** start of PROVIDED RECORDS **

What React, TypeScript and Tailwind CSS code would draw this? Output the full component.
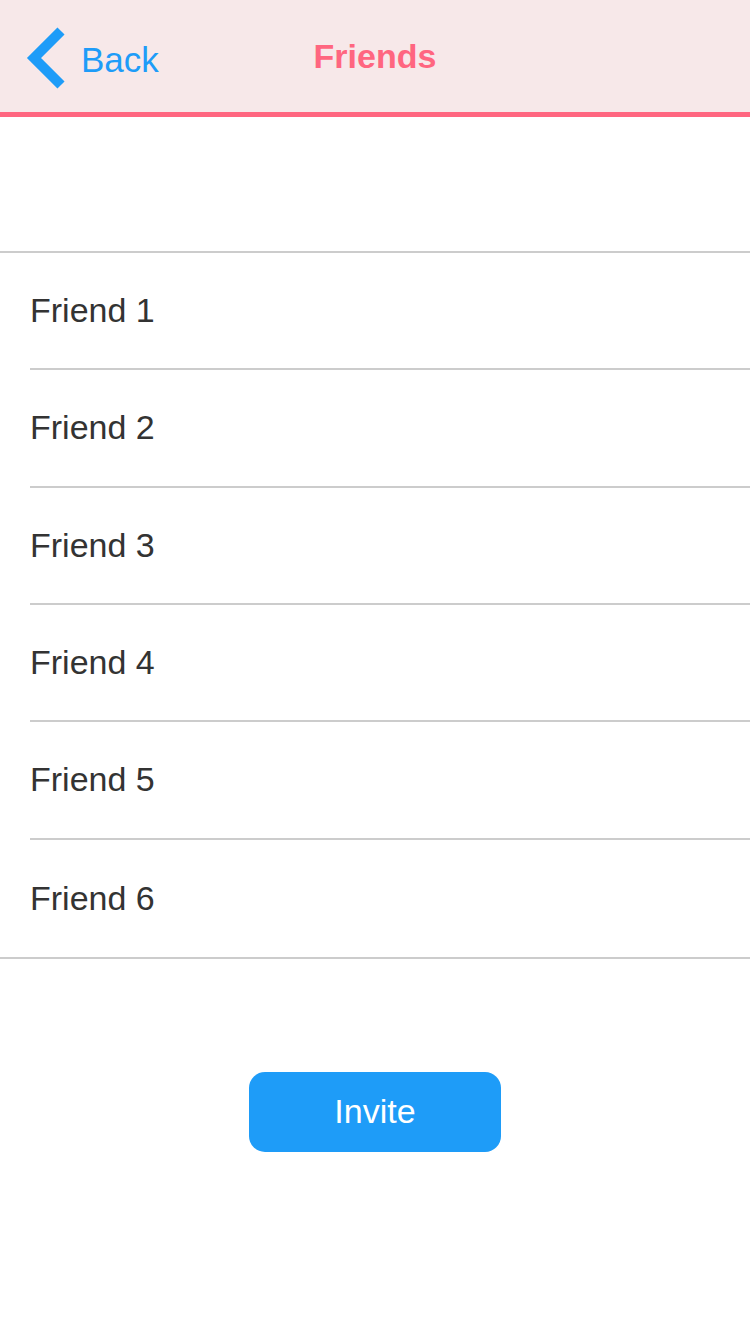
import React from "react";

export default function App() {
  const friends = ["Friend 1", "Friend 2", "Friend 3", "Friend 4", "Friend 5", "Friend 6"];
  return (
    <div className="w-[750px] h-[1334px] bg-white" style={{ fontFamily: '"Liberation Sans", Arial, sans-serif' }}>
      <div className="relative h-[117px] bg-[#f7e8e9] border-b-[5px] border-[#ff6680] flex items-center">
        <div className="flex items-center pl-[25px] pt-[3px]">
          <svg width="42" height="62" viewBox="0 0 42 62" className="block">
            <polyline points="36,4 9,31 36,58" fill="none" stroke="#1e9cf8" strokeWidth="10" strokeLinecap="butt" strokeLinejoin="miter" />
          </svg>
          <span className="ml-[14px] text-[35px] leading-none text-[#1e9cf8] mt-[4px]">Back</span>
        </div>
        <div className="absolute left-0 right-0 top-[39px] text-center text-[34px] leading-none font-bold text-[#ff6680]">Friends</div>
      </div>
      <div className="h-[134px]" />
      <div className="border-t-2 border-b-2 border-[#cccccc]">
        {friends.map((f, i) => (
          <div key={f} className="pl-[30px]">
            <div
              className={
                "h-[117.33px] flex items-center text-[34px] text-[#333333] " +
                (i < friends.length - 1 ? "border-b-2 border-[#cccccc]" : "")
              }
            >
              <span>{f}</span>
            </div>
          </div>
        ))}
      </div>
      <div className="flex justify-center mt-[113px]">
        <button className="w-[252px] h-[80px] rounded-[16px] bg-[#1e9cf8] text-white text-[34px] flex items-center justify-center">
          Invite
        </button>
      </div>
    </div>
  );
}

** end of PROVIDED RECORDS **
** start of PROVIDED RECORDS **

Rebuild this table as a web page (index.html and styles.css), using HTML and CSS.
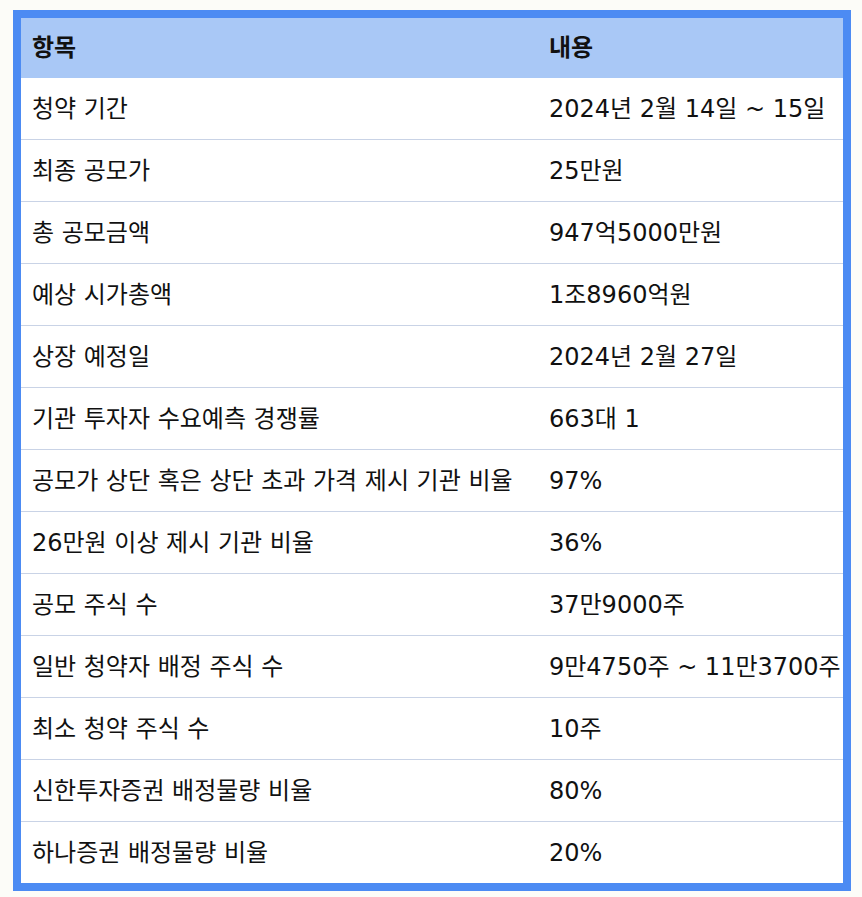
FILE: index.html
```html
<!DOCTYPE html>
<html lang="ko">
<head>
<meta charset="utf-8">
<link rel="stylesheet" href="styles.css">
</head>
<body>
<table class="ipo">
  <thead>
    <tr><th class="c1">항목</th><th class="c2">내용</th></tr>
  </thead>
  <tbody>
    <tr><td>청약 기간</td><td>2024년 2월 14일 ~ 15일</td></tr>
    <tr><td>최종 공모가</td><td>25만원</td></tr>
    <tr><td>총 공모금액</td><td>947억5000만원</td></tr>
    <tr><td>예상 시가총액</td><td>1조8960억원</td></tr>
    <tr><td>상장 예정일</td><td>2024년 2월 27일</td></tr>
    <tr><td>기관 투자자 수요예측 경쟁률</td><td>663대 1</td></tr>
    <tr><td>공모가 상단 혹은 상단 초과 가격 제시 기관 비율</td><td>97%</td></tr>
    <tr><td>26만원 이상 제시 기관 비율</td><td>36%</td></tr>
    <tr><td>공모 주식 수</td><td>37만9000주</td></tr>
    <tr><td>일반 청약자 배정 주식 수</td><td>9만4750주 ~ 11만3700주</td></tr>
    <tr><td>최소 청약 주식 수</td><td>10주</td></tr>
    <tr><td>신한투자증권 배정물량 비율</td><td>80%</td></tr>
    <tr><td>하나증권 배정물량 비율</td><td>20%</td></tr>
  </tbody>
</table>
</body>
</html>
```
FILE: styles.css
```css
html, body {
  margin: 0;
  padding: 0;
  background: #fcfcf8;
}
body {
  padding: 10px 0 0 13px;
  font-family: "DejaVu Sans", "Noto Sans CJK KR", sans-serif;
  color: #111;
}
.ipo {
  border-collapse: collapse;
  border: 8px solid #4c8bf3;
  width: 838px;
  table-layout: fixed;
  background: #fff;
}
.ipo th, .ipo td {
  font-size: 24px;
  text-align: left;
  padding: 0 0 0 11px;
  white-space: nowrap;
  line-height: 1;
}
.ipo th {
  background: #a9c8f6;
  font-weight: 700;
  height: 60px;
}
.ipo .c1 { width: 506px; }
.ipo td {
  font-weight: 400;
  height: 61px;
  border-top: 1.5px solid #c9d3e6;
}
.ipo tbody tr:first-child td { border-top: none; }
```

** end of PROVIDED RECORDS **
** start of PROVIDED RECORDS **

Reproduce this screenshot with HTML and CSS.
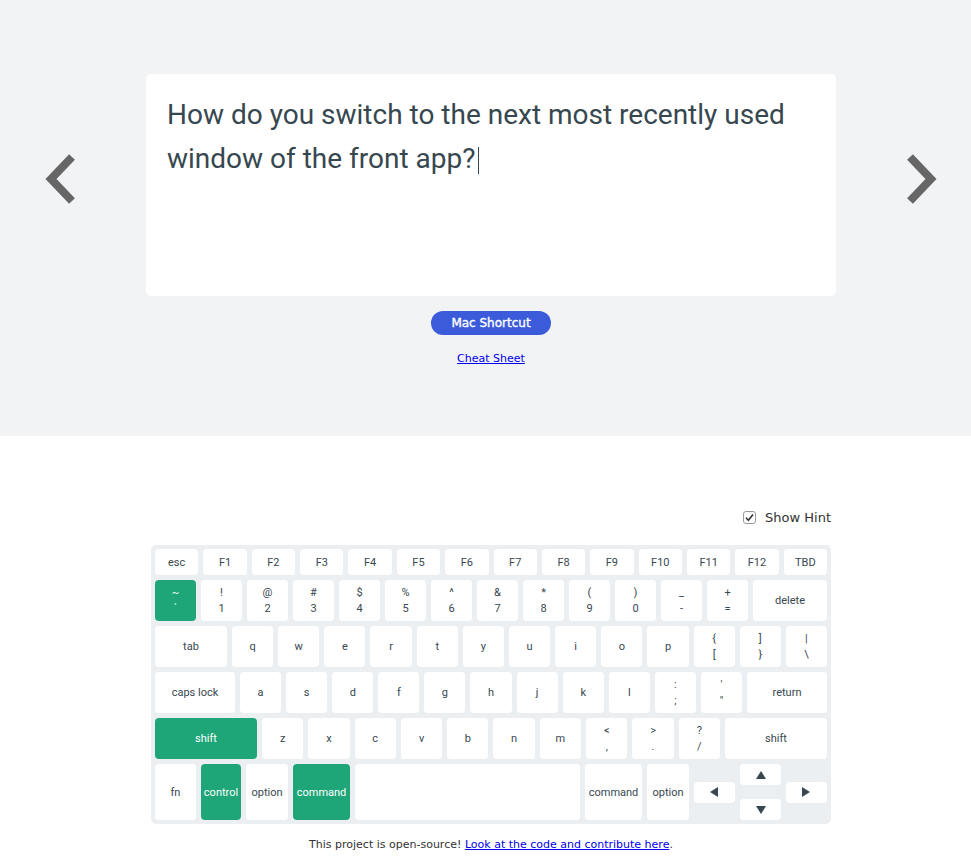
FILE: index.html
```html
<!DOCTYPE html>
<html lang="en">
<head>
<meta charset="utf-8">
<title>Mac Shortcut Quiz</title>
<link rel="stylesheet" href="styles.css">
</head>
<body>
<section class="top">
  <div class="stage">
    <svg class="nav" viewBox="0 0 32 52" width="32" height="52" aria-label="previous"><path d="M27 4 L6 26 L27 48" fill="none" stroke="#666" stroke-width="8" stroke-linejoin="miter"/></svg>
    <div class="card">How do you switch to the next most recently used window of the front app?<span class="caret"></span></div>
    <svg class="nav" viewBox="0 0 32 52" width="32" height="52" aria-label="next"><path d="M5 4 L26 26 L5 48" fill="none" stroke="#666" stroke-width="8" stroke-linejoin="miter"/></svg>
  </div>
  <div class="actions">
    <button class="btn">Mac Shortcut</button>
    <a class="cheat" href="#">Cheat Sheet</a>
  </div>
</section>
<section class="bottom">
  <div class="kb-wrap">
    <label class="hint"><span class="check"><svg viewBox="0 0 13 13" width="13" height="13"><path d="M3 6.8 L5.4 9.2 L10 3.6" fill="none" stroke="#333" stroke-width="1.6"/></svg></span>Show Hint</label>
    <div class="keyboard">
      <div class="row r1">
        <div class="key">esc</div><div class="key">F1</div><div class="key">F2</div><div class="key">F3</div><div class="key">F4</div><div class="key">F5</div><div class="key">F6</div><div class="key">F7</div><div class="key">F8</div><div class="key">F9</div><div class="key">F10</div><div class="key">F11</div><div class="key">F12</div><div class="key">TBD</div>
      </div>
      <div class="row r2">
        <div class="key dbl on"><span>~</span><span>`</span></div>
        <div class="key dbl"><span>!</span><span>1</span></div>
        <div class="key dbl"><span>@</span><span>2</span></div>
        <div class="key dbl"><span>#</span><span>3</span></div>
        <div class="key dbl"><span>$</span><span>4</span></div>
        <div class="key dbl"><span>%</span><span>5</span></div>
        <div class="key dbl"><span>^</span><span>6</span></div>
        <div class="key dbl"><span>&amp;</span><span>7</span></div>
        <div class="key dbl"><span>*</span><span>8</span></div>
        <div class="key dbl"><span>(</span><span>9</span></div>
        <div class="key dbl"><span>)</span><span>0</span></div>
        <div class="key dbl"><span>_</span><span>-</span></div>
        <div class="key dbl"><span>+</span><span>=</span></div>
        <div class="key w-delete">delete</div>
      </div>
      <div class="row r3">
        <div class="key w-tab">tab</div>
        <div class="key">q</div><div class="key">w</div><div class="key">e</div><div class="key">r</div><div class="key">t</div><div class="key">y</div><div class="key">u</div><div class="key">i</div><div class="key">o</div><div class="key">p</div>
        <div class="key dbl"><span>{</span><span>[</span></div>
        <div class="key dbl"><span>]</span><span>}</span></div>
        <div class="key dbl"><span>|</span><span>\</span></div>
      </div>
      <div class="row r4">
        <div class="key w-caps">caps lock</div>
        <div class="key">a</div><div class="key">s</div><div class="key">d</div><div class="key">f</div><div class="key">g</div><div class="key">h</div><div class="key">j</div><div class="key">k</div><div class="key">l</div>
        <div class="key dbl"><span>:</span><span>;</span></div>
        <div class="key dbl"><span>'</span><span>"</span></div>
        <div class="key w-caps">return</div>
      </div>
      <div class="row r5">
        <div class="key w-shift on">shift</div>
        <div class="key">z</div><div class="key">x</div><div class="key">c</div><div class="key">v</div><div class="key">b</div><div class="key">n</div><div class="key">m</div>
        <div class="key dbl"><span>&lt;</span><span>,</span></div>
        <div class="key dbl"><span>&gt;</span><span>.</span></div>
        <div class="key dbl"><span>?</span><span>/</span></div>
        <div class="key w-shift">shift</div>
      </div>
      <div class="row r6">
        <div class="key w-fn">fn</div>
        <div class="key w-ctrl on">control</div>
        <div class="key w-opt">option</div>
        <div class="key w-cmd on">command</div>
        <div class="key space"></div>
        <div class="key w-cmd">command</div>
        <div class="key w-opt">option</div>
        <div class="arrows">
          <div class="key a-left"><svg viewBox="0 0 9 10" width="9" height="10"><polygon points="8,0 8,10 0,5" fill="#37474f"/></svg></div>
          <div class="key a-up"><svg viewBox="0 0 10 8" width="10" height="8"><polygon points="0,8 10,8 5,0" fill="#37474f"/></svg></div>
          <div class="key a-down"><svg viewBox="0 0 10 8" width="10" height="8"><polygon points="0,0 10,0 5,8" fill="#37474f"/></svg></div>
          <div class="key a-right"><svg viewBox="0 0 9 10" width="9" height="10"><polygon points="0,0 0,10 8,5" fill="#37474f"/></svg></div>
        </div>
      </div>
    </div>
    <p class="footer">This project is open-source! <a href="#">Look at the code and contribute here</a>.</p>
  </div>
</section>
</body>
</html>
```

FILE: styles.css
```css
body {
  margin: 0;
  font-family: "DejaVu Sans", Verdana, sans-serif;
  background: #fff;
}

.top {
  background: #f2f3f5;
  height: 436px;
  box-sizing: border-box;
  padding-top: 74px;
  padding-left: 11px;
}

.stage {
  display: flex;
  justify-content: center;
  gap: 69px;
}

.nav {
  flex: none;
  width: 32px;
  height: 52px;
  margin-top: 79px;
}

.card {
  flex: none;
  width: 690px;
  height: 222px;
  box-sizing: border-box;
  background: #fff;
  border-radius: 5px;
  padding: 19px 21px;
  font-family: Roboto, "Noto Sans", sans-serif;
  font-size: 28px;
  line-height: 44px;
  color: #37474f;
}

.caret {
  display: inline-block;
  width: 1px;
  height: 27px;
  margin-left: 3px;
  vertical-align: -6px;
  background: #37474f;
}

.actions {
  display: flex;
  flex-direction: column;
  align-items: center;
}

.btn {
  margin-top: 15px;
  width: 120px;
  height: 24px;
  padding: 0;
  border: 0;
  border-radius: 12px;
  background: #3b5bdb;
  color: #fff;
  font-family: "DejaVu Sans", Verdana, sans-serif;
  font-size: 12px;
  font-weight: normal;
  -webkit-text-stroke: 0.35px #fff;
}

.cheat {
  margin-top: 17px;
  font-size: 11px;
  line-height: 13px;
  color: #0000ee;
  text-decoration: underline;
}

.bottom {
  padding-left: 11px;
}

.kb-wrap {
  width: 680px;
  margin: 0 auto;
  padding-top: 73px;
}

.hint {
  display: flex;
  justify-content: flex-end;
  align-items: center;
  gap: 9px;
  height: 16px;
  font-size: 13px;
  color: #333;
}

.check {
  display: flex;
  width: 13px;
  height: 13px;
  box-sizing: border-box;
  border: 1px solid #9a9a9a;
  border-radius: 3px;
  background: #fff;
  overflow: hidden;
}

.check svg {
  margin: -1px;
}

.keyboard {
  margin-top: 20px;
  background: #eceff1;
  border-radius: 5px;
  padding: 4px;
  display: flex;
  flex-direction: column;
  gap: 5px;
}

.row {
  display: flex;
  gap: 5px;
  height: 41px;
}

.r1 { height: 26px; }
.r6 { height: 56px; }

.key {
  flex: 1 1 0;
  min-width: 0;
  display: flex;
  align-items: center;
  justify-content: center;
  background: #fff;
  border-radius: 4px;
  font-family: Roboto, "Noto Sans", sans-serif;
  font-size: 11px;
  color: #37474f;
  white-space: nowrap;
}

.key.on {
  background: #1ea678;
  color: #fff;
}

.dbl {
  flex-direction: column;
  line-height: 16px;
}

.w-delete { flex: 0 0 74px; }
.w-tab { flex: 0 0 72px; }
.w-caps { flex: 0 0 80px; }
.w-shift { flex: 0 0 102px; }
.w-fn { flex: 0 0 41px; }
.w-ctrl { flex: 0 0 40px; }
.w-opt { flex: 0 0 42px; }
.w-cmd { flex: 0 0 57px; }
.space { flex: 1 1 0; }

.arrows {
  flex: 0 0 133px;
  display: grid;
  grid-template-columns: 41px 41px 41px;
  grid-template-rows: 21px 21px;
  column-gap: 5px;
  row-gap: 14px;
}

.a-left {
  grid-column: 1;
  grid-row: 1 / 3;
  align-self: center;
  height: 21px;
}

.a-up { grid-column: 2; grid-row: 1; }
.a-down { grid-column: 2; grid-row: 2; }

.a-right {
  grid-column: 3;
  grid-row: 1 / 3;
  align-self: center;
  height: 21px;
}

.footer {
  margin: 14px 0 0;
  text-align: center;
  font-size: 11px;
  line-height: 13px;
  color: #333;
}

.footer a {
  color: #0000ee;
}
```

** end of PROVIDED RECORDS **

§ TASK DESCRIPTION:
Retype exactly the lines from the one with "What React, TypeScript" through the one with "import React from", both included, and nothing else; leave out the pictures.

§ TASK RESPONSE:
What React, TypeScript and Tailwind CSS code would draw this? Output the full component.
import React from "react";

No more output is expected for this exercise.